While research is still being done on more serious ailments seniors suffer, some evidence has come in that it could be helpful in tackling Alzheimer’s Disease, which afflicts about 10 per cent of seniors in America.
In 2014, a study in the Journal of Alzheimer’s Disease found THC can help slow the advancement of beta-amyloids, clumps of protein that build up in the brain and are one of the leading signs of the presence of Alzheimer’s. The study “strongly suggests that THC could be a potentially therapeutic treatment option for Alzheimer’s disease.”
Cannabis has also been found to be a muscle relaxant, and has been used to lessen tremors in Parkinson’s disease as well.
How seniors can take cannabis
Given the potential positive effects cannabis may have for seniors, the next question is the best way for seniors to consume it.
Smoking cannabis is probably the worst way to go as it is harmful to your lungs and can up the risk of cancer due to carcinogens that are released. Measuring your intake is also harder to do when smoking a joint.
Vaping as well provides problems in dosing, and because it can take some time for the high to kick in, it may be easy to take too much. However, it is better for your lungs than smoking.
Oils provide a solution for being able to precisely measure the amount of cannabis you are consuming. They can be squirted into your mouth or mixed with liquids, such as tea, smoothies or juice, and can easily be measured to make sure you’re not taking too much.
Edibles, which are not yet legal in Canada, are a riskier way to consume cannabis. While you are avoiding smoking, it is hard to measure your intake and easy to overdo it. Edibles or oral products also take longer to leave the body, about 12 hours to a day for a 70-year-old, which could be too much of a good thing.
Another option for consuming is topical treatments, such as lotions and creams, which can treat muscle soreness or arthritis.
They don’t give the typical cannabis high, but allow you to target one specific area of pain rather than a full body effect.
Whatever your method, it is wise to microdose your cannabis at first, meaning start with a very small dose then work your way up, to ensure you can handle the high and don’t take too much.
It is also a good idea for seniors to monitor the changes in their mood, blood pressure, blood sugar and cholesterol when taking cannabis, to see if it is causing any negative effects.
The new “grey market”
As research is just ramping up on how seniors can use cannabis, companies are beginning to recognize the potential of the market.

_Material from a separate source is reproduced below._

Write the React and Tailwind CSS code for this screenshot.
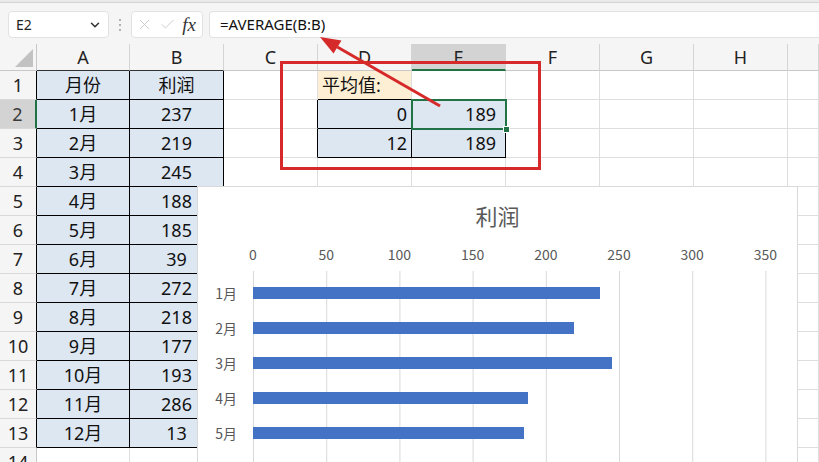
import React from "react";
import { X, Check, ChevronDown } from "lucide-react";

const COLS = ["A", "B", "C", "D", "E", "F", "G", "H", ""];
const MONTHS = ["1月", "2月", "3月", "4月", "5月", "6月", "7月", "8月", "9月", "10月", "11月", "12月"];
const PROFITS = [237, 219, 245, 188, 185, 39, 272, 218, 177, 193, 286, 13];
const ROWS = 14;

// cells that carry a black outline
function inTable(r, c) {
  return (c >= 1 && c <= 2 && r >= 1 && r <= 13) || (c >= 4 && c <= 5 && r >= 2 && r <= 3);
}

function cellValue(r, c) {
  if (c === 1) {
    if (r === 1) return "月份";
    if (r >= 2 && r <= 13) return MONTHS[r - 2];
  }
  if (c === 2) {
    if (r === 1) return "利润";
    if (r >= 2 && r <= 13) return String(PROFITS[r - 2]);
  }
  if (c === 4) {
    if (r === 1) return "平均值:";
    if (r === 2) return "0";
    if (r === 3) return "12";
  }
  if (c === 5 && (r === 2 || r === 3)) return "189";
  return "";
}

function Cell({ r, c }) {
  const rightBlack = inTable(r, c) || inTable(r, c + 1);
  const bottomBlack = inTable(r, c) || inTable(r + 1, c);
  const value = cellValue(r, c);
  const isYellow = r === 1 && c === 4;
  const isBlue = inTable(r, c);
  let align = "justify-center";
  if (c === 4 && r === 1) align = "justify-start pl-[4px]";
  else if (c === 4) align = "justify-end pr-[4px]";
  else if (c === 5) align = "justify-end pr-[9px]";
  return (
    <div
      className={[
        "relative flex items-center border-r border-b text-[18px] leading-none text-[#111] whitespace-nowrap",
        rightBlack ? "border-r-black" : "border-r-[#dedede]",
        bottomBlack ? "border-b-black" : "border-b-[#dedede]",
        isYellow ? "bg-[#fcefd3]" : isBlue ? "bg-[#dde7f2]" : "bg-white",
        align,
      ].join(" ")}
    >
      {value}
      {r === 2 && c === 5 && (
        <div className="absolute left-[-1px] top-[-1px] right-[-2px] bottom-[-2px] z-10 border-2 border-[#217346]">
          <div className="absolute right-[-5px] bottom-[-5px] w-[7px] h-[7px] bg-[#217346] border border-white" />
        </div>
      )}
    </div>
  );
}

function RowHeader({ r }) {
  const selected = r === 2;
  return (
    <div
      className={[
        "flex items-center justify-center border-b border-b-[#d9d9d9] text-[18px] leading-none",
        selected
          ? "bg-[#d3d3d3] border-r-2 border-r-[#217346] text-[#3a3a3a]"
          : r <= 13
          ? "bg-[#f5f5f5] border-r border-r-black text-[#222]"
          : "bg-[#f5f5f5] border-r border-r-[#c8c8c8] text-[#222]",
      ].join(" ")}
    >
      {r}
    </div>
  );
}

function ColHeader({ c }) {
  const selected = c === 5;
  const bottomBlack = c === 1 || c === 2;
  return (
    <div
      className={[
        "flex items-center justify-center border-r border-r-[#d4d4d4] text-[18px] leading-none text-[#222]",
        selected
          ? "bg-[#d3d3d3] border-b-2 border-b-[#217346]"
          : bottomBlack
          ? "bg-[#f5f5f5] border-b border-b-[#333]"
          : "bg-[#f5f5f5] border-b border-b-[#c8c8c8]",
      ].join(" ")}
    >
      {COLS[c - 1]}
    </div>
  );
}

function FormulaBar() {
  return (
    <div className="h-[41px] bg-[#f5f5f5] flex items-start pt-[8px] pl-[8px]">
      <div className="w-[101px] h-[27px] bg-white border border-[#e2e2e2] rounded-[4px] flex items-center justify-between pl-[7px] pr-[6px]">
        <span className="text-[14px] text-[#222]">E2</span>
        <ChevronDown size={14} strokeWidth={2.6} className="text-[#333]" />
      </div>
      <div className="w-[22px] h-[27px] flex flex-col items-center justify-center gap-[3px]">
        <span className="w-[2px] h-[2px] bg-[#9a9a9a] rounded-full" />
        <span className="w-[2px] h-[2px] bg-[#9a9a9a] rounded-full" />
        <span className="w-[2px] h-[2px] bg-[#9a9a9a] rounded-full" />
      </div>
      <div className="w-[72px] h-[27px] bg-white border border-[#e2e2e2] rounded-[4px] flex items-center pl-[4px] pr-[4px] justify-between">
        <X size={17} strokeWidth={1.2} className="text-[#c4c4c4]" />
        <Check size={17} strokeWidth={1.2} className="text-[#c4c4c4]" />
        <span className="font-['Liberation_Serif',serif] italic text-[19px] leading-none text-[#333] pr-[2px]">fx</span>
      </div>
      <div className="ml-[6px] flex-1 h-[27px] bg-white border border-[#e2e2e2] border-r-0 rounded-l-[4px] flex items-center pl-[10px]">
        <span className="text-[15px] text-[#111]">=AVERAGE(B:B)</span>
      </div>
    </div>
  );
}

const TICKS = [0, 50, 100, 150, 200, 250, 300, 350];
const UNIT = 73.2 / 50;

function Chart() {
  return (
    <div className="absolute left-[197px] top-[186px] w-[601px] h-[300px] z-20 bg-white border border-[#d9d9d9] overflow-hidden font-['Noto_Sans_CJK_SC',sans-serif] text-[#595959]">
      <div className="h-[54px] pt-[14px] text-center text-[22px] leading-[28px]">利润</div>
      <div className="relative h-[30px]">
        {TICKS.map((t) => (
          <span
            key={t}
            className="absolute top-[4px] -translate-x-1/2 text-[14px] leading-[18px]"
            style={{ left: 55 + t * UNIT }}
          >
            {t}
          </span>
        ))}
      </div>
      <div className="relative pt-[4px]">
        <svg className="absolute left-[55px] top-0" width="520" height="240">
          {TICKS.map((t) => (
            <line key={t} x1={t * UNIT + 0.5} y1="0" x2={t * UNIT + 0.5} y2="240" stroke="#d9d9d9" strokeWidth="1" />
          ))}
        </svg>
        {MONTHS.map((m, i) => (
          <div key={m} className="relative flex items-center h-[35px]">
            <span className="w-[39px] text-right text-[14px] leading-none">{m}</span>
            <div className="ml-[16px] h-[12px] bg-[#4472c4]" style={{ width: PROFITS[i] * UNIT }} />
          </div>
        ))}
      </div>
    </div>
  );
}

function Annotations() {
  return (
    <>
      <div className="absolute left-[280px] top-[61px] w-[261px] h-[109px] z-30 border-[3px] border-[#d62a2a]" />
      <svg className="absolute left-0 top-0 z-30 pointer-events-none" width="819" height="462">
        <line x1="440" y1="106" x2="337.3" y2="47" stroke="#d62a2a" strokeWidth="3" />
        <polygon points="320,37 341.5,40.5 333.5,53.5" fill="#d62a2a" />
      </svg>
    </>
  );
}

export default function App() {
  return (
    <div className="relative w-[819px] h-[462px] overflow-hidden bg-white font-['Noto_Sans','Noto_Sans_CJK_SC',sans-serif]">
      <div className="h-[3px] bg-[#e9e9e9] border-b border-[#d4d4d4]" />
      <FormulaBar />
      <div className="grid grid-cols-[37px_93px_94px_94px_94px_94px_94px_94px_94px_1fr] grid-rows-[27px_repeat(14,29px)]">
        <div className="relative bg-[#f5f5f5] border-r border-b border-r-[#c8c8c8] border-b-[#c8c8c8]">
          <svg className="absolute left-[15px] top-[5px]" width="18" height="18">
            <polygon points="18,0 18,18 0,18" fill="#c2c2c2" />
          </svg>
        </div>
        {COLS.map((_, i) => (
          <ColHeader key={i} c={i + 1} />
        ))}
        {Array.from({ length: ROWS }, (_, ri) => {
          const r = ri + 1;
          return (
            <React.Fragment key={r}>
              <RowHeader r={r} />
              {COLS.map((_, ci) => (
                <Cell key={ci} r={r} c={ci + 1} />
              ))}
            </React.Fragment>
          );
        })}
      </div>
      <Chart />
      <Annotations />
    </div>
  );
}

Licensed producer Canopy Growth announced a six-month study in early October that will track and monitor the effects of medical cannabis as an alternative to other pain medications.
The study will involve around 500 seniors in facilities across Ontario, made possible through a partnership with the Ontario Long Term Care Association (OLTCA). It is one of the world’s first and largest medical cannabis pilot programs in the long-term care space.
Nanaimo-based licensed producer Tilray is another company that is studying the effects of cannabis on seniors with a six-month study that will look into cannabis’ effect on sleep, the perception of pain and overall quality of life in patients over 50 years old.
The study will begin in Sarnia, Ont., and then eventually expand to more clinics in British Columbia and New Brunswick in 2019. 600 to 1,000 patients are expected to sign up.
In terms of senior-specific cannabis goods, HEXO is a company that is eying the so-called “grey market.” It expects a spike in sales among seniors for edibles once they are legal in October 2019. The Gatineau-based company is already building strategic partnerships with consumer packaged goods companies ahead of the legalization date.
While the science is still coming in on seniors and cannabis, there are positive signs that it could provide a less addictive and expensive option to some other medications. For now though, the best option for those turning to the green in their golden years is to take it slow, do your research first and aim for low THC/high CBD cannabis strains to be extra safe.